**STATED TASK:** Write the data out again exactly, dropping any images it holds.

== == ==

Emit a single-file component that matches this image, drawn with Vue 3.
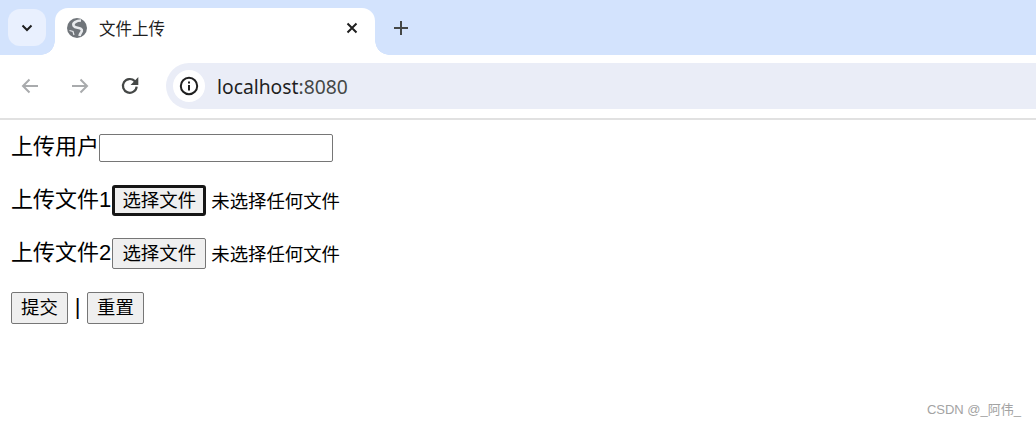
<template>
  <div class="page">
    <div class="tabstrip">
      <button class="tab-menu">
        <svg width="12" height="8" viewBox="0 0 12 8"><path d="M1.500 1.500 6 6l4.500-4.500" fill="none" stroke="#1f1f1f" stroke-width="2"/></svg>
      </button>
      <div class="tab">
        <svg class="globe" width="20" height="20" viewBox="0 0 20 20">
          <circle cx="10" cy="10" r="10" fill="#70757a"/>
          <path d="M14 2.500C9.500 2.500 5 5 6.800 8 8.500 10.500 13.500 8.800 14.800 11.800 15.500 14 12.800 15 12.500 18" fill="none" stroke="#e8eaed" stroke-width="2.600"/>
          <path d="M2.500 12.500 6 13.500 7 17" fill="none" stroke="#e8eaed" stroke-width="1.200"/>
        </svg>
        <span class="tab-title">文件上传</span>
        <svg class="tab-close" width="12" height="12" viewBox="0 0 12 12"><path d="M1.500 1.500l9 9m0-9-9 9" stroke="#1f1f1f" stroke-width="2" fill="none"/></svg>
      </div>
      <svg class="plus" width="14" height="14" viewBox="0 0 14 14"><path d="M7 0v14M0 7h14" stroke="#444746" stroke-width="2" fill="none"/></svg>
    </div>
    <div class="toolbar">
      <svg class="nav" width="18" height="16" viewBox="0 0 18 16"><path d="M17 8H2m6.500-6.500L2 8l6.500 6.500" fill="none" stroke="#a9abad" stroke-width="2"/></svg>
      <svg class="nav" width="18" height="16" viewBox="0 0 18 16"><path d="M1 8h15M9.500 1.500 16 8l-6.500 6.500" fill="none" stroke="#a9abad" stroke-width="2"/></svg>
      <svg class="nav reload" width="20" height="20" viewBox="0 0 18 18"><path d="M15 9.500A6.200 6.200 0 1 1 13.300 4.600L15.500 7" fill="none" stroke="#444746" stroke-width="2"/><path d="M16.500 1v7h-7z" fill="#444746"/></svg>
      <div class="omnibox">
        <div class="site-info">
          <svg width="20" height="20" viewBox="0 0 20 20"><circle cx="10" cy="10" r="8.200" fill="none" stroke="#1f1f1f" stroke-width="2"/><path d="M9 9h2v5.500H9zM9 5.500h2v2H9z" fill="#1f1f1f"/></svg>
        </div>
        <span class="url">localhost<span class="port">:8080</span></span>
      </div>
    </div>
    <form class="content" @submit.prevent>
      <div class="row row-user">
        <label>上传用户</label>
        <input class="text" type="text" />
      </div>
      <div class="row row-file">
        <label>上传文件1</label>
        <button class="btn pick focused" type="button">选择文件</button>
        <span class="none">未选择任何文件</span>
      </div>
      <div class="row row-file">
        <label>上传文件2</label>
        <button class="btn pick" type="button">选择文件</button>
        <span class="none">未选择任何文件</span>
      </div>
      <div class="row row-actions">
        <button class="btn action" type="submit">提交</button>
        <span class="sep">|</span>
        <button class="btn action" type="reset">重置</button>
      </div>
    </form>
    <div class="watermark">CSDN @_阿伟_</div>
  </div>
</template>

<script setup>
</script>

<style>
html,
body {
  margin: 0;
  background: #fff;
}
</style>

<style scoped>
.page {
  position: relative;
  width: 1036px;
  height: 426px;
  overflow: hidden;
  font-family: "Liberation Sans", "Noto Sans CJK SC", sans-serif;
  color: #000;
}

.tabstrip {
  display: flex;
  align-items: flex-start;
  height: 55px;
  background: #d3e3fd;
  box-sizing: border-box;
  padding-top: 8px;
}

.tab-menu {
  display: flex;
  align-items: center;
  justify-content: center;
  width: 38px;
  height: 37px;
  margin: 1px 9px 0 8px;
  padding: 0;
  border: 0;
  border-radius: 12px;
  background: #e9f0fe;
}

.tab {
  position: relative;
  display: flex;
  align-items: center;
  width: 320px;
  height: 47px;
  box-sizing: border-box;
  padding: 0 17px 7px 12px;
  background: #fff;
  border-radius: 13px 13px 0 0;
}

.tab::before,
.tab::after {
  content: "";
  position: absolute;
  bottom: 0;
  width: 14px;
  height: 14px;
}

.tab::before {
  left: -14px;
  background: radial-gradient(circle at 0 0, transparent 13.500px, #fff 14px);
}

.tab::after {
  right: -14px;
  background: radial-gradient(circle at 100% 0, transparent 13.500px, #fff 14px);
}

.tab-title {
  flex: 1;
  margin-left: 12px;
  font-size: 16.500px;
  color: #1f1f1f;
}

.plus {
  margin: 13px 0 0 19px;
}

.toolbar {
  display: flex;
  align-items: center;
  height: 65px;
  box-sizing: border-box;
  padding: 0 0 1px 21px;
  background: #fff;
  border-top-left-radius: 12px;
  border-bottom: 2px solid #e1e1e1;
}

.nav {
  flex: none;
  margin-right: 32px;
}

.reload {
  margin-left: -1px;
  margin-right: 26px;
}

.omnibox {
  flex: 1;
  display: flex;
  align-items: center;
  height: 46px;
  padding-left: 7px;
  background: #eaedf7;
  border-radius: 23px 0 0 23px;
}

.site-info {
  display: flex;
  align-items: center;
  justify-content: center;
  width: 32px;
  height: 32px;
  border-radius: 50%;
  background: #fff;
}

.url {
  margin-left: 12px;
  font-family: "Noto Sans", sans-serif;
  font-size: 19.300px;
  color: #1f1f1f;
}

.port {
  color: #444746;
}

.content {
  display: flex;
  flex-direction: column;
  padding: 14px 0 0 11px;
}

.row {
  display: flex;
  align-items: center;
}

.row label {
  padding-bottom: 2px;
  font-size: 22px;
  line-height: 28px;
}

.row-user {
  height: 28px;
  margin-bottom: 23px;
}

.row-file {
  height: 31px;
  margin-bottom: 22px;
}

.row-file + .row-file {
  margin-bottom: 23px;
}

.row-actions {
  height: 32px;
}

.text {
  width: 234px;
  height: 28px;
  box-sizing: border-box;
  margin: 0;
  padding: 1px 2px;
  border: 1px solid #767676;
  border-radius: 2px;
  background: #fff;
}

.btn {
  box-sizing: border-box;
  padding: 0;
  border: 1px solid #767676;
  border-radius: 2px;
  background: #efefef;
  color: #000;
  font-family: "Liberation Sans", "Noto Sans CJK SC", sans-serif;
  font-size: 18.400px;
  line-height: 24px;
}

.pick {
  width: 94px;
  height: 31px;
  margin-left: 1px;
}

.focused {
  border: 3px solid #161616;
  border-radius: 3px;
}

.none {
  margin-left: 5px;
  padding-bottom: 2px;
  font-size: 18.400px;
}

.action {
  width: 57px;
  height: 32px;
}

.sep {
  width: 19px;
  padding-bottom: 2px;
  text-align: center;
  font-size: 22px;
  line-height: 30px;
}

.watermark {
  position: absolute;
  right: 15px;
  bottom: 8px;
  font-size: 13px;
  line-height: 16px;
  color: #a3a3a3;
}
</style>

== == ==

**SOLUTION FOR THIS PROBLEM:**
Emit a single-file component that matches this image, drawn with Vue 3.
<template>
  <div class="page">
    <div class="tabstrip">
      <button class="tab-menu">
        <svg width="12" height="8" viewBox="0 0 12 8"><path d="M1.500 1.500 6 6l4.500-4.500" fill="none" stroke="#1f1f1f" stroke-width="2"/></svg>
      </button>
      <div class="tab">
        <svg class="globe" width="20" height="20" viewBox="0 0 20 20">
          <circle cx="10" cy="10" r="10" fill="#70757a"/>
          <path d="M14 2.500C9.500 2.500 5 5 6.800 8 8.500 10.500 13.500 8.800 14.800 11.800 15.500 14 12.800 15 12.500 18" fill="none" stroke="#e8eaed" stroke-width="2.600"/>
          <path d="M2.500 12.500 6 13.500 7 17" fill="none" stroke="#e8eaed" stroke-width="1.200"/>
        </svg>
        <span class="tab-title">文件上传</span>
        <svg class="tab-close" width="12" height="12" viewBox="0 0 12 12"><path d="M1.500 1.500l9 9m0-9-9 9" stroke="#1f1f1f" stroke-width="2" fill="none"/></svg>
      </div>
      <svg class="plus" width="14" height="14" viewBox="0 0 14 14"><path d="M7 0v14M0 7h14" stroke="#444746" stroke-width="2" fill="none"/></svg>
    </div>
    <div class="toolbar">
      <svg class="nav" width="18" height="16" viewBox="0 0 18 16"><path d="M17 8H2m6.500-6.500L2 8l6.500 6.500" fill="none" stroke="#a9abad" stroke-width="2"/></svg>
      <svg class="nav" width="18" height="16" viewBox="0 0 18 16"><path d="M1 8h15M9.500 1.500 16 8l-6.500 6.500" fill="none" stroke="#a9abad" stroke-width="2"/></svg>
      <svg class="nav reload" width="20" height="20" viewBox="0 0 18 18"><path d="M15 9.500A6.200 6.200 0 1 1 13.300 4.600L15.500 7" fill="none" stroke="#444746" stroke-width="2"/><path d="M16.500 1v7h-7z" fill="#444746"/></svg>
      <div class="omnibox">
        <div class="site-info">
          <svg width="20" height="20" viewBox="0 0 20 20"><circle cx="10" cy="10" r="8.200" fill="none" stroke="#1f1f1f" stroke-width="2"/><path d="M9 9h2v5.500H9zM9 5.500h2v2H9z" fill="#1f1f1f"/></svg>
        </div>
        <span class="url">localhost<span class="port">:8080</span></span>
      </div>
    </div>
    <form class="content" @submit.prevent>
      <div class="row row-user">
        <label>上传用户</label>
        <input class="text" type="text" />
      </div>
      <div class="row row-file">
        <label>上传文件1</label>
        <button class="btn pick focused" type="button">选择文件</button>
        <span class="none">未选择任何文件</span>
      </div>
      <div class="row row-file">
        <label>上传文件2</label>
        <button class="btn pick" type="button">选择文件</button>
        <span class="none">未选择任何文件</span>
      </div>
      <div class="row row-actions">
        <button class="btn action" type="submit">提交</button>
        <span class="sep">|</span>
        <button class="btn action" type="reset">重置</button>
      </div>
    </form>
    <div class="watermark">CSDN @_阿伟_</div>
  </div>
</template>

<script setup>
</script>

<style>
html,
body {
  margin: 0;
  background: #fff;
}
</style>

<style scoped>
.page {
  position: relative;
  width: 1036px;
  height: 426px;
  overflow: hidden;
  font-family: "Liberation Sans", "Noto Sans CJK SC", sans-serif;
  color: #000;
}

.tabstrip {
  display: flex;
  align-items: flex-start;
  height: 55px;
  background: #d3e3fd;
  box-sizing: border-box;
  padding-top: 8px;
}

.tab-menu {
  display: flex;
  align-items: center;
  justify-content: center;
  width: 38px;
  height: 37px;
  margin: 1px 9px 0 8px;
  padding: 0;
  border: 0;
  border-radius: 12px;
  background: #e9f0fe;
}

.tab {
  position: relative;
  display: flex;
  align-items: center;
  width: 320px;
  height: 47px;
  box-sizing: border-box;
  padding: 0 17px 7px 12px;
  background: #fff;
  border-radius: 13px 13px 0 0;
}

.tab::before,
.tab::after {
  content: "";
  position: absolute;
  bottom: 0;
  width: 14px;
  height: 14px;
}

.tab::before {
  left: -14px;
  background: radial-gradient(circle at 0 0, transparent 13.500px, #fff 14px);
}

.tab::after {
  right: -14px;
  background: radial-gradient(circle at 100% 0, transparent 13.500px, #fff 14px);
}

.tab-title {
  flex: 1;
  margin-left: 12px;
  font-size: 16.500px;
  color: #1f1f1f;
}

.plus {
  margin: 13px 0 0 19px;
}

.toolbar {
  display: flex;
  align-items: center;
  height: 65px;
  box-sizing: border-box;
  padding: 0 0 1px 21px;
  background: #fff;
  border-top-left-radius: 12px;
  border-bottom: 2px solid #e1e1e1;
}

.nav {
  flex: none;
  margin-right: 32px;
}

.reload {
  margin-left: -1px;
  margin-right: 26px;
}

.omnibox {
  flex: 1;
  display: flex;
  align-items: center;
  height: 46px;
  padding-left: 7px;
  background: #eaedf7;
  border-radius: 23px 0 0 23px;
}

.site-info {
  display: flex;
  align-items: center;
  justify-content: center;
  width: 32px;
  height: 32px;
  border-radius: 50%;
  background: #fff;
}

.url {
  margin-left: 12px;
  font-family: "Noto Sans", sans-serif;
  font-size: 19.300px;
  color: #1f1f1f;
}

.port {
  color: #444746;
}

.content {
  display: flex;
  flex-direction: column;
  padding: 14px 0 0 11px;
}

.row {
  display: flex;
  align-items: center;
}

.row label {
  padding-bottom: 2px;
  font-size: 22px;
  line-height: 28px;
}

.row-user {
  height: 28px;
  margin-bottom: 23px;
}

.row-file {
  height: 31px;
  margin-bottom: 22px;
}

.row-file + .row-file {
  margin-bottom: 23px;
}

.row-actions {
  height: 32px;
}

.text {
  width: 234px;
  height: 28px;
  box-sizing: border-box;
  margin: 0;
  padding: 1px 2px;
  border: 1px solid #767676;
  border-radius: 2px;
  background: #fff;
}

.btn {
  box-sizing: border-box;
  padding: 0;
  border: 1px solid #767676;
  border-radius: 2px;
  background: #efefef;
  color: #000;
  font-family: "Liberation Sans", "Noto Sans CJK SC", sans-serif;
  font-size: 18.400px;
  line-height: 24px;
}

.pick {
  width: 94px;
  height: 31px;
  margin-left: 1px;
}

.focused {
  border: 3px solid #161616;
  border-radius: 3px;
}

.none {
  margin-left: 5px;
  padding-bottom: 2px;
  font-size: 18.400px;
}

.action {
  width: 57px;
  height: 32px;
}

.sep {
  width: 19px;
  padding-bottom: 2px;
  text-align: center;
  font-size: 22px;
  line-height: 30px;
}

.watermark {
  position: absolute;
  right: 15px;
  bottom: 8px;
  font-size: 13px;
  line-height: 16px;
  color: #a3a3a3;
}
</style>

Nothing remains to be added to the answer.